Will you repeat only the lines from the one with "Reproduce this screenshot with Bootstrap 5." through the one with "600px; height: 417px;", both included, leaving every picture out?

================================

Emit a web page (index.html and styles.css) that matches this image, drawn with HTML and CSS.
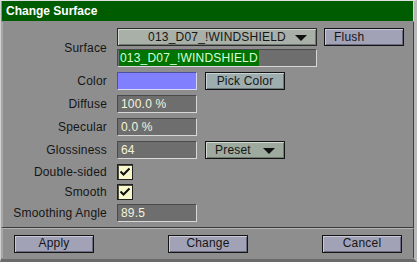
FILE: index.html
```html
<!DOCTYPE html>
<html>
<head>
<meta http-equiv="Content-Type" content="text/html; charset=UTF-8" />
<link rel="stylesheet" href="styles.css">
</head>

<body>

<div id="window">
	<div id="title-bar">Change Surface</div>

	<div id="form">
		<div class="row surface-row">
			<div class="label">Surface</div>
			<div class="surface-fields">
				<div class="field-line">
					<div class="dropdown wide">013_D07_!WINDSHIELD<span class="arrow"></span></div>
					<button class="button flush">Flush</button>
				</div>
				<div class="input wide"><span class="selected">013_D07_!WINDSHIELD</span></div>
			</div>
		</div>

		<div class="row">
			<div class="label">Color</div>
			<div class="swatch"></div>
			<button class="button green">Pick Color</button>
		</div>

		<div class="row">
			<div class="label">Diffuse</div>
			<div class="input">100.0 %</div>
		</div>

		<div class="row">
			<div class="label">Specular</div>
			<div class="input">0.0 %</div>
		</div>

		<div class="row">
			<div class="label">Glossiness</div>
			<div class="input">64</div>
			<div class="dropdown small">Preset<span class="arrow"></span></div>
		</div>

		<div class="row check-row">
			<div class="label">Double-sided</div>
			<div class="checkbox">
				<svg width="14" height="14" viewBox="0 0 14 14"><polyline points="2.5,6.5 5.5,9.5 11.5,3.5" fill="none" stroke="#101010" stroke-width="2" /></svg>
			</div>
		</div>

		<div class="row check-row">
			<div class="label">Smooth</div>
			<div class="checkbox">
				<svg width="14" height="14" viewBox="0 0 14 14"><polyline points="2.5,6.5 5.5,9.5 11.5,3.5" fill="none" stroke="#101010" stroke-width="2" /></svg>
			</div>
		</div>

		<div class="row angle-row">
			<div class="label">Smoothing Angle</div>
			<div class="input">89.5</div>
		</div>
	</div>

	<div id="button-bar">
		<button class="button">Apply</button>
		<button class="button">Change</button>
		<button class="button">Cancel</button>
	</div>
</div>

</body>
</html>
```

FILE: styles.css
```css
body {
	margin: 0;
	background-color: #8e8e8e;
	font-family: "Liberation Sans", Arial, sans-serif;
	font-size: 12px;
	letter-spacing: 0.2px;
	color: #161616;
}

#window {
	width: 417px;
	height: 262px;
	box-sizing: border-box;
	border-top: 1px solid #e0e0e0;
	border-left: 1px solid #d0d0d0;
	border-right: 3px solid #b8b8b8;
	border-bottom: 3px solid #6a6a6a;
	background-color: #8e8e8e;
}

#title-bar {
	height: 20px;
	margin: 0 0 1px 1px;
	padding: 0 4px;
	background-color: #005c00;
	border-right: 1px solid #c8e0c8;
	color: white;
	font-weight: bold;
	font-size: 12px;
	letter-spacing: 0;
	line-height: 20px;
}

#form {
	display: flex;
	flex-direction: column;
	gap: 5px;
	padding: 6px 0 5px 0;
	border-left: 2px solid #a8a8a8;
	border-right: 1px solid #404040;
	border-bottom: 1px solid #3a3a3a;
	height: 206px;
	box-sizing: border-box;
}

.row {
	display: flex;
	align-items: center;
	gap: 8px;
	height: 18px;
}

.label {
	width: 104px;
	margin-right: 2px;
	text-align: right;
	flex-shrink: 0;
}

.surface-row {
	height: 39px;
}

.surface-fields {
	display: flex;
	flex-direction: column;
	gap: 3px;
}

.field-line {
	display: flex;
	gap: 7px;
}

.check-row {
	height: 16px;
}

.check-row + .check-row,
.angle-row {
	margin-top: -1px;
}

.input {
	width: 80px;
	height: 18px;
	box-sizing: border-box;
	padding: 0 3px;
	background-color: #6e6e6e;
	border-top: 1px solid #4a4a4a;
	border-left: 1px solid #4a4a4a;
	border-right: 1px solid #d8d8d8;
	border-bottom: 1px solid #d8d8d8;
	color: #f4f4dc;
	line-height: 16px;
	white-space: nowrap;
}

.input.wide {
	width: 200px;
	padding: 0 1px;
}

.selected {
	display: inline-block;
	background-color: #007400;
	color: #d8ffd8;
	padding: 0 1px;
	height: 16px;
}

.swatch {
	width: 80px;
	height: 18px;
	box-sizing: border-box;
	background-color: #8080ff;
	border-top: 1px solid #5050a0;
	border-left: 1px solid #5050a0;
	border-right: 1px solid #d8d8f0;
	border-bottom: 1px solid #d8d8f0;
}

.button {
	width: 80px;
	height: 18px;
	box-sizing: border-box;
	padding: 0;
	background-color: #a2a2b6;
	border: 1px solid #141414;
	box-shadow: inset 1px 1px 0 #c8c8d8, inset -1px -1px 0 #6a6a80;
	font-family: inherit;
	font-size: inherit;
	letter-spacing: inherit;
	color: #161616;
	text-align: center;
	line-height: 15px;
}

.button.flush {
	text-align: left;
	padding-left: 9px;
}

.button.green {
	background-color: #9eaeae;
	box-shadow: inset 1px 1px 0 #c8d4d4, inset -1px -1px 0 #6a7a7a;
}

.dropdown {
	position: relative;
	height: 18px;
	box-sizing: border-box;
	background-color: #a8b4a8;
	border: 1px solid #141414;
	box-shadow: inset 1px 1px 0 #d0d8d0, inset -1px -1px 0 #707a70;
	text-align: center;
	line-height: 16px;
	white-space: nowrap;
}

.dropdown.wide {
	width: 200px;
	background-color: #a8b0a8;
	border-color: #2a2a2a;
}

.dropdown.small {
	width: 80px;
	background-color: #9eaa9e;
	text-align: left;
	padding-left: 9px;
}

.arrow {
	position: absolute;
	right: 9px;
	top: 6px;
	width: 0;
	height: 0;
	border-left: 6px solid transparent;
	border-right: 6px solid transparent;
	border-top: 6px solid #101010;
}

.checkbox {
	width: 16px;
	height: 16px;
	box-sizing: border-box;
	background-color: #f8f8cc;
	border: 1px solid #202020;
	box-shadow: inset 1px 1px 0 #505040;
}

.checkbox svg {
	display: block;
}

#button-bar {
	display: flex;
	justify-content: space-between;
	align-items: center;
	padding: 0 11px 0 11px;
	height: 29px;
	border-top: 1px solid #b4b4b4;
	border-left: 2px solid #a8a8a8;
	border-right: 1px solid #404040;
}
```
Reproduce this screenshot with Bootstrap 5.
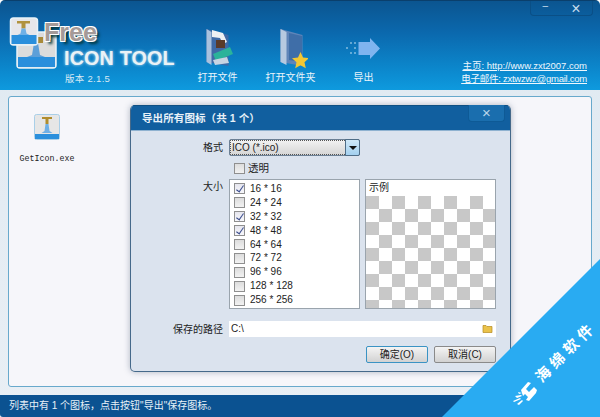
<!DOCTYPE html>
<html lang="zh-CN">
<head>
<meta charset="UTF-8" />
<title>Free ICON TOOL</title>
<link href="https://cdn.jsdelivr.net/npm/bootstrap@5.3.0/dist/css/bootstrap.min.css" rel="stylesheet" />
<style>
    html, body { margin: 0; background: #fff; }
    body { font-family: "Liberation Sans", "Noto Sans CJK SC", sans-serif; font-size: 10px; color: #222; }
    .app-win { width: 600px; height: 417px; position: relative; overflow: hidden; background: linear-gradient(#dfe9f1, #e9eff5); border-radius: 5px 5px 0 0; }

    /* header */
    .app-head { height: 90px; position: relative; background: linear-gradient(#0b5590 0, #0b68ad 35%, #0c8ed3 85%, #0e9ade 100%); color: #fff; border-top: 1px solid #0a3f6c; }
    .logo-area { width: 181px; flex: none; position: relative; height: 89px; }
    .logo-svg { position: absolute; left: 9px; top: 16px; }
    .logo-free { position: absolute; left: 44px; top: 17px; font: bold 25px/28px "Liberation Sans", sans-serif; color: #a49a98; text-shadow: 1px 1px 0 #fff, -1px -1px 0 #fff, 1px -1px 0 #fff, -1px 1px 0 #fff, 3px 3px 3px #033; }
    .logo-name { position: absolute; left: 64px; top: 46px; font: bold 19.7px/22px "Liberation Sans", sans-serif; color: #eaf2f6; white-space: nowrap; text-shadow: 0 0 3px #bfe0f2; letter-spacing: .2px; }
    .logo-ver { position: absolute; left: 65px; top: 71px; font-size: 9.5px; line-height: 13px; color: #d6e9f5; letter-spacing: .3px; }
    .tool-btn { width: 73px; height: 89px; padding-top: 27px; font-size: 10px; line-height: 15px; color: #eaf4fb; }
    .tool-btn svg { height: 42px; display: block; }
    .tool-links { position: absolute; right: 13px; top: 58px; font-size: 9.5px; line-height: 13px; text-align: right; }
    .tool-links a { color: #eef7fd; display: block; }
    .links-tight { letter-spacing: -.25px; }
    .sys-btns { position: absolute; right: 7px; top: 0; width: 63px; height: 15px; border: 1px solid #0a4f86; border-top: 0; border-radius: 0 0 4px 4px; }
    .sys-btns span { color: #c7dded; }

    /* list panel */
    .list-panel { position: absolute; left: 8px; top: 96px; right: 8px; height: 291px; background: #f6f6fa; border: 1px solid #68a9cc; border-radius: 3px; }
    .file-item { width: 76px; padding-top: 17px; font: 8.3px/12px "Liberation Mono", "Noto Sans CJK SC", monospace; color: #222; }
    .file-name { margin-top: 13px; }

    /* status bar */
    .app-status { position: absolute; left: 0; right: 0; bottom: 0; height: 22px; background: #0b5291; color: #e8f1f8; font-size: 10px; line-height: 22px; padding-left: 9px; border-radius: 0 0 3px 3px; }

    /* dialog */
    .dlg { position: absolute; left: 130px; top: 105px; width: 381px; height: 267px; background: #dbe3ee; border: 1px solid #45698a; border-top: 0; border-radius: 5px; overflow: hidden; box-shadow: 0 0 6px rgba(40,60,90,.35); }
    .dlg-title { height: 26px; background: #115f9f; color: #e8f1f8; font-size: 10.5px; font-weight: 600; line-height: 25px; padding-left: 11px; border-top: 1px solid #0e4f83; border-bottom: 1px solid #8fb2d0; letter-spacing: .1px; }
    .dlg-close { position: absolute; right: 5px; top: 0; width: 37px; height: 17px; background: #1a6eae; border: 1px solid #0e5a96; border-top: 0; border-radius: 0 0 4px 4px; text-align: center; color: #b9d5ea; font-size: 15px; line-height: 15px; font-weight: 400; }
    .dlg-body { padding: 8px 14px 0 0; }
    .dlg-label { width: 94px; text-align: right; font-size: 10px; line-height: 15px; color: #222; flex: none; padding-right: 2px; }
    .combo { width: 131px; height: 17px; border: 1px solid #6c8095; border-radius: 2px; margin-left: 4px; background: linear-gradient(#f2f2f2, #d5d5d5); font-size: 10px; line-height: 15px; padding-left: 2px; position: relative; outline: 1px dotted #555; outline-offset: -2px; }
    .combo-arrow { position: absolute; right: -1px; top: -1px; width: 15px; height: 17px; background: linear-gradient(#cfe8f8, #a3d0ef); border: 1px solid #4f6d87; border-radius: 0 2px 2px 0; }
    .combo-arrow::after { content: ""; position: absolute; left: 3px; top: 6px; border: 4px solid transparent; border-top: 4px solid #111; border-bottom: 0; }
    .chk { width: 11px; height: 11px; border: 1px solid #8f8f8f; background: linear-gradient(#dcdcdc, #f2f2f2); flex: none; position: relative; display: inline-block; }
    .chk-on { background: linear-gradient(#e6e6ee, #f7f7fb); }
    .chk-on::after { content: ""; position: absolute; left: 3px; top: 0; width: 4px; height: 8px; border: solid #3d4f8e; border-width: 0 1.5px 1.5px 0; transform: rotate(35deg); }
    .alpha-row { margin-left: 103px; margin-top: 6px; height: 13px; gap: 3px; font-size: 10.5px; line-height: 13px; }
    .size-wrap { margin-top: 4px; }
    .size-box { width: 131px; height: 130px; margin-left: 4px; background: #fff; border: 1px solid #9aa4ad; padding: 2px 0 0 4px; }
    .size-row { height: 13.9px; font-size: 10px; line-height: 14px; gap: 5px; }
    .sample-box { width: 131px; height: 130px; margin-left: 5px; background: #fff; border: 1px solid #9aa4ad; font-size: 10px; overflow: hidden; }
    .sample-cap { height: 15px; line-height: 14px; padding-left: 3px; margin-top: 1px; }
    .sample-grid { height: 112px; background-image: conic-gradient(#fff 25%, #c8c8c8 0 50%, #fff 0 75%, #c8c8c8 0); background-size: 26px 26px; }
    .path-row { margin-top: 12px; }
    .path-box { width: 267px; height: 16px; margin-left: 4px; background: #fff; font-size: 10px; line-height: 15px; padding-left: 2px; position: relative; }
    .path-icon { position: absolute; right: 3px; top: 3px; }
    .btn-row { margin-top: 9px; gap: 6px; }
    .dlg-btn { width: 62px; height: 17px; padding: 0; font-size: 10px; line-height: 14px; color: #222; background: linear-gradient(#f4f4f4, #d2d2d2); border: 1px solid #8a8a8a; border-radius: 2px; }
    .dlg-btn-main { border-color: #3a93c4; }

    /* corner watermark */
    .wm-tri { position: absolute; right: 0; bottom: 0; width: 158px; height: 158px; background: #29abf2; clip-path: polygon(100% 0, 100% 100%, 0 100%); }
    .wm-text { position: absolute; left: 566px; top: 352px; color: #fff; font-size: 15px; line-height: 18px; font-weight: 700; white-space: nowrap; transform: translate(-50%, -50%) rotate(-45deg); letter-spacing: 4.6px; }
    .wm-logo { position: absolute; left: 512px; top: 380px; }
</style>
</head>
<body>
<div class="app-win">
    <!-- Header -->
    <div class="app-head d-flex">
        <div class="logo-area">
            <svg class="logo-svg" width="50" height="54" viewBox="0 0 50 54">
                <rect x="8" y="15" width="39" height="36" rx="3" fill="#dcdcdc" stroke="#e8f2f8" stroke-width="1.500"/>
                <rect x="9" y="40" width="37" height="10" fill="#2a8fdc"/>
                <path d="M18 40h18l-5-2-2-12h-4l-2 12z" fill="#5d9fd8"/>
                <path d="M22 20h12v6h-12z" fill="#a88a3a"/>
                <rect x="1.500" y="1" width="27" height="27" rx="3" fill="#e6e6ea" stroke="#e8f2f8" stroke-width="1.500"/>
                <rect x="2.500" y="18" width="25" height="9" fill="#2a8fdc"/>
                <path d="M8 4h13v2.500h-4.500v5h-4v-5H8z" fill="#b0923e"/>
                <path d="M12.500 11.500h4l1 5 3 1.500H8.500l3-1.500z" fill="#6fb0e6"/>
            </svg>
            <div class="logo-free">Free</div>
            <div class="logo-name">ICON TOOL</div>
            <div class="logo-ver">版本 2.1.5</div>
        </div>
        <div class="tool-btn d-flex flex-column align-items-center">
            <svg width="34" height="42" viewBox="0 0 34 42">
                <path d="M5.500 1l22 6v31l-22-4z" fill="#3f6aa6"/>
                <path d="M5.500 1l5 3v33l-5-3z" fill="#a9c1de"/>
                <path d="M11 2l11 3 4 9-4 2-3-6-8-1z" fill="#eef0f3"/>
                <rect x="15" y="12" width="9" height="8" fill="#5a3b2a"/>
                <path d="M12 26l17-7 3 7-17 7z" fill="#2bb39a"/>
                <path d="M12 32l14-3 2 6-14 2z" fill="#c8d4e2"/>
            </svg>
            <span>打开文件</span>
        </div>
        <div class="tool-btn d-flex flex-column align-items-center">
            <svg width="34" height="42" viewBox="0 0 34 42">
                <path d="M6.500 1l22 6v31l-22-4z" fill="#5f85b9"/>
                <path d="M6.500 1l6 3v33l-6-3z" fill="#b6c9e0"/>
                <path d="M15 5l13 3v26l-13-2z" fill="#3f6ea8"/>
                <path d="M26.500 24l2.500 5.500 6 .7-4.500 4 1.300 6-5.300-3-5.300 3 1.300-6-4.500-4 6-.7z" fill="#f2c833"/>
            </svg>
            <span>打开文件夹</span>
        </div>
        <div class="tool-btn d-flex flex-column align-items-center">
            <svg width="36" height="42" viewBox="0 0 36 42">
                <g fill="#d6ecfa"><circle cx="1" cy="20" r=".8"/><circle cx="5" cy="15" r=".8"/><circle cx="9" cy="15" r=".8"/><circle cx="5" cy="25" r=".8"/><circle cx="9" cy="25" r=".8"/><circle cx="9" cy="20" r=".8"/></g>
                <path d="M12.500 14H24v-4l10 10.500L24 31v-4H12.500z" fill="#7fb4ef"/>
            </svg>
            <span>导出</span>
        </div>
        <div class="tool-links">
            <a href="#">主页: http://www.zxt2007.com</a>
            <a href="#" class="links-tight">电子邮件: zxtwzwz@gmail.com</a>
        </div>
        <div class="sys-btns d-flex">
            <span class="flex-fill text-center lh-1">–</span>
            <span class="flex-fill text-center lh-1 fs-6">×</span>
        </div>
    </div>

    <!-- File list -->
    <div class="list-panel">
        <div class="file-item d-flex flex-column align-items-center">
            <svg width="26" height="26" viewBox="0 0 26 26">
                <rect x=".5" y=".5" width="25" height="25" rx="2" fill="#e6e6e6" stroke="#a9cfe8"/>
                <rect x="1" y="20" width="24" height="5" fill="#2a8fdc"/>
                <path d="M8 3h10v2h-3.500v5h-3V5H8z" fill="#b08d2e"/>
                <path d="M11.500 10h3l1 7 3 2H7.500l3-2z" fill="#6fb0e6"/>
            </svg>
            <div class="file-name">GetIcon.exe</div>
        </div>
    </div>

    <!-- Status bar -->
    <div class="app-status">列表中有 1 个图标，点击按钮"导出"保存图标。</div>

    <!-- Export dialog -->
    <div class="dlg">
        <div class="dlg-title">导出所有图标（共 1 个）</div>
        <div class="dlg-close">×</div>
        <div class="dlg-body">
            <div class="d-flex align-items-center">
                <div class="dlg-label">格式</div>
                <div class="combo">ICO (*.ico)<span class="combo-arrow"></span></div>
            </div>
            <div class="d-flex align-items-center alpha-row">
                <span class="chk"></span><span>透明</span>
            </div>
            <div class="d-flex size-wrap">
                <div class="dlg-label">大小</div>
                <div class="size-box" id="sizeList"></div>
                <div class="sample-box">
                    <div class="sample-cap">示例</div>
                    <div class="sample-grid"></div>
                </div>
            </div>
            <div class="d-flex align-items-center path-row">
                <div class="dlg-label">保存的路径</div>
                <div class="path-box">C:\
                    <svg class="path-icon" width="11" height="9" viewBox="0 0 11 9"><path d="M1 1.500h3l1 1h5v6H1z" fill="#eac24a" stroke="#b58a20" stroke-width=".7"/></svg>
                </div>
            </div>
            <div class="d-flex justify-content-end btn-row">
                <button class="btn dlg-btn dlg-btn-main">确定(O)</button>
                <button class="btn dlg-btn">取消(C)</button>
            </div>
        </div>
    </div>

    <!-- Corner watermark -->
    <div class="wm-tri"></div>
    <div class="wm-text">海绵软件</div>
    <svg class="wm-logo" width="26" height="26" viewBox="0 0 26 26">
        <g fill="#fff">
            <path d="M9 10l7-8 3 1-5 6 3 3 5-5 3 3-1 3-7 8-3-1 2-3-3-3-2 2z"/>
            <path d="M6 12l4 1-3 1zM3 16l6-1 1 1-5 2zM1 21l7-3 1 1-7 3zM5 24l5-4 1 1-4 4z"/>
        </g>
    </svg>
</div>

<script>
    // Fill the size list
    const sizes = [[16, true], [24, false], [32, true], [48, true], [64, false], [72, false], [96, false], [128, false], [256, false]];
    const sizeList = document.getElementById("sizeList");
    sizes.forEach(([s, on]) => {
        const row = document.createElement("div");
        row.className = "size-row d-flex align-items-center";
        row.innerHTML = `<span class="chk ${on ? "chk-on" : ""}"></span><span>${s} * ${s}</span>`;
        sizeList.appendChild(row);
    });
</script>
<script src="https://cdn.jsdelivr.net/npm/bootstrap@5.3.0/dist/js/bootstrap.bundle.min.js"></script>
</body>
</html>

================================

> FULL SOLUTION:
Reproduce this screenshot with Bootstrap 5.
<!DOCTYPE html>
<html lang="zh-CN">
<head>
<meta charset="UTF-8" />
<title>Free ICON TOOL</title>
<link href="https://cdn.jsdelivr.net/npm/bootstrap@5.3.0/dist/css/bootstrap.min.css" rel="stylesheet" />
<style>
    html, body { margin: 0; background: #fff; }
    body { font-family: "Liberation Sans", "Noto Sans CJK SC", sans-serif; font-size: 10px; color: #222; }
    .app-win { width: 600px; height: 417px; position: relative; overflow: hidden; background: linear-gradient(#dfe9f1, #e9eff5); border-radius: 5px 5px 0 0; }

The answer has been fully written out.